For parts 4(i)-4(k), determine how well the Empirical Rule does in predicting the percentage of observations within some number of standard deviations of the mean.

i)       Use your rounded summary statistics for Private from part 4(h) to calculate the interval corresponding to one, two, and three standard deviations about the mean Student-Teacher ratio.  Type your work showing how you obtained these intervals.  Clearly label and list these three intervals in your document as shown below:

68% interval    (lower value, upper value)

95% interval    (lower value, upper value)

99.7% interval (lower value, upper value)

j)       Use StatCrunch to determine the count and percentage of observations falling in each of these intervals by following the instructions listed below or using another appropriate counting method.  Properly label and list these counts and percentages in your document.

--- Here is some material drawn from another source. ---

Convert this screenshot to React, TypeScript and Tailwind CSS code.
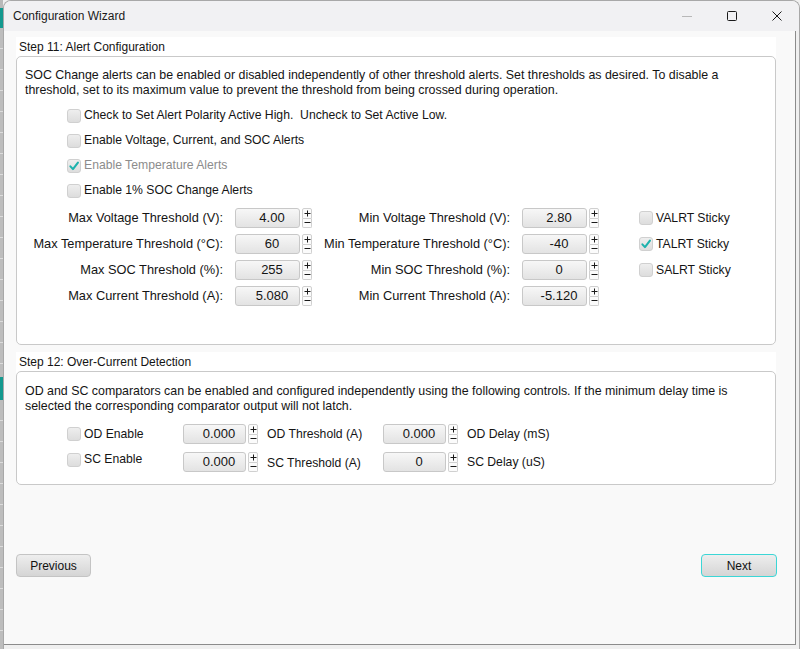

Go to Data à Row Selection à Interactive Tools.  In the Slider selectors box, click the variable “Student-Teacher Ratio” into the variable box.  In the Category selectors box, click the variable “Public/Private” into the variable box. Click Compute! to open the tool.

The box that appears has a slider under the words Student-Teacher Ratio that allows you to create ranges of scores that you determined in 4(i).  Under Public/Private, you can select whether you want to use both university types (here select only Private).  Use the slider to obtain the count for each interval from 4(i) by looking at the “# rows selected” presented in the first line of the box.  Calculate the percentages from the counts you obtained for each interval and include them in your document.

k)      Do each of the three percentages found in part 4(j) match what the Empirical Rule predicts?  Compare your results in 4(j) with the expected percentage stated in the Empirical Rule.  State your answer in three sentences (one sentence for each comparison).

l)       Suppose a new private student-teacher ratio value of 20 was examined.  Use your rounded summary statistics from 4(h), calculate the z-score of this value and explain in a complete sentence what this z-score indicates.

m)   Suppose a public student-teacher ratio value of 20 was examined.  Use your rounded summary statistics from 4(h), calculate the z-score of this value and explain in a complete sentence what this z-score indicates.

n)      Is the private value from 4(l) or the public value from 4(m) a larger value in general?  How can you tell?  Compare the z-scores to answer this question in a sentence.